SYSTEMATICS OF MOTHS, LEAFHOPPERS, AND TRUE BUGS OF IMPORTANCE TO AGRICULTURAL, FOREST, AND ORNAMENTAL PLANTS
Title: The Hadeninae (Lepidoptera: Noctuidae) of Great Smoky Mountains National Park, U.S.A.
Submitted to: Zootaxa
Publication Type: Peer Reviewed Journal
Publication Acceptance Date: December 8, 2009
Publication Date: February 26, 2010
Citation: Pogue, M.G. 2010. The Hadeninae (Lepidoptera: Noctuidae) of Great Smoky Mountains National Park, U.S.A.. Zootaxa. 2380:1-75.

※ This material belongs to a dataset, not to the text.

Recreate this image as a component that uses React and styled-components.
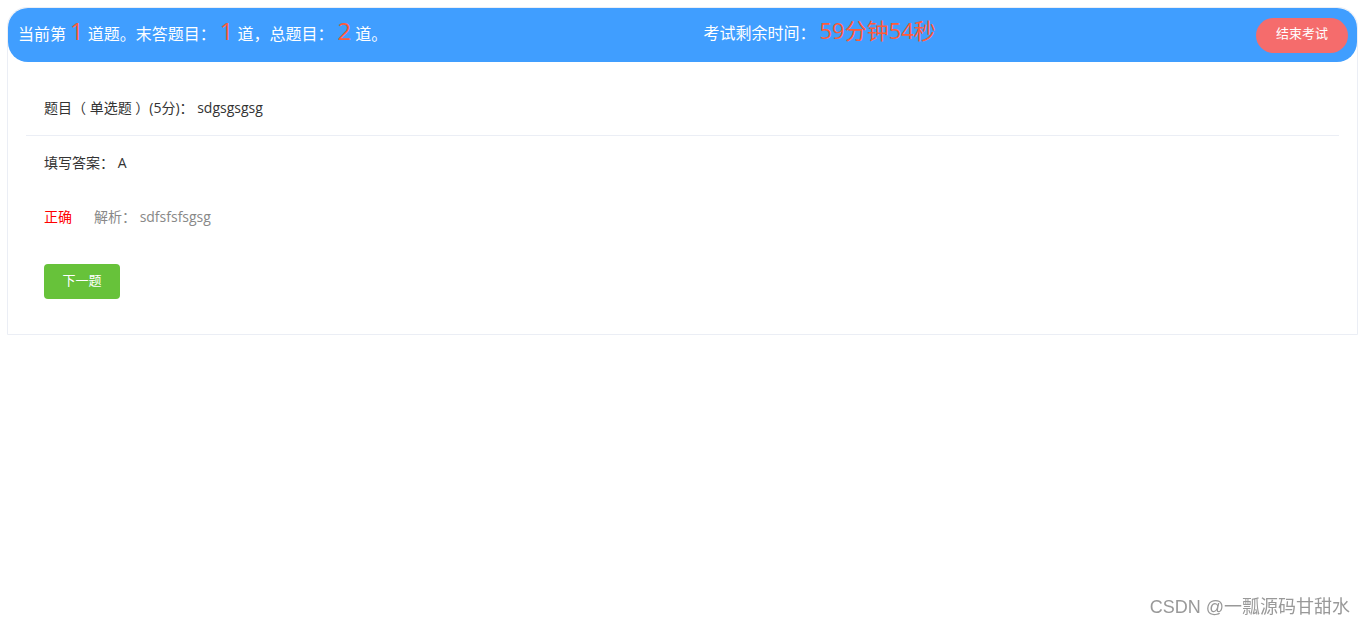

Interpretive Summary: Cutworm moths are major agricultural pests causing billions of dollars of damage annually. The hadenines or armyworm moths are major agricultural pests on numerous crops such as cabbage, soybeans, alfalfa, lettuce, and most other vegetable crops. In this paper the species of armyworm moths are documented for Great Smoky Mountains National Park (GSMNP). These include new records and georeferenced distributional data for GSMNP. This information will be useful for the biological inventory being conducted in GSMNP, educational programs within GSMNP and in eastern Tennessee and western North Carolina school districts, and for land management decisions within Great Smoky Mountains National Park.
Fifty-one species of Hadeninae are recorded from Great Smoky Mountains National Park, Tennessee and North Carolina, U.S.A. Of the six hadenine tribes, five are present in the Park. They include 12 species of Orthosiini, one species of Tholerini, eight species of Hadenini, nine species of Leucaniini, and 17 species of Eriopygini. A total of 142 localities were collected across the Park. The three most diverse localities in the Park were Purchase Knob with 40 species, Big Cove Road with 31 species, and Foothills Parkway with 22 species. The most wide spread species in the Park was Pseudorthodes vecors from 52 localities. The most abundant species was Polia detracta with 199 specimens. Images of adults, description/diagnosis, flight period, collected localities, abundance, elevational range, general distribution, and larval hosts are presented for each species.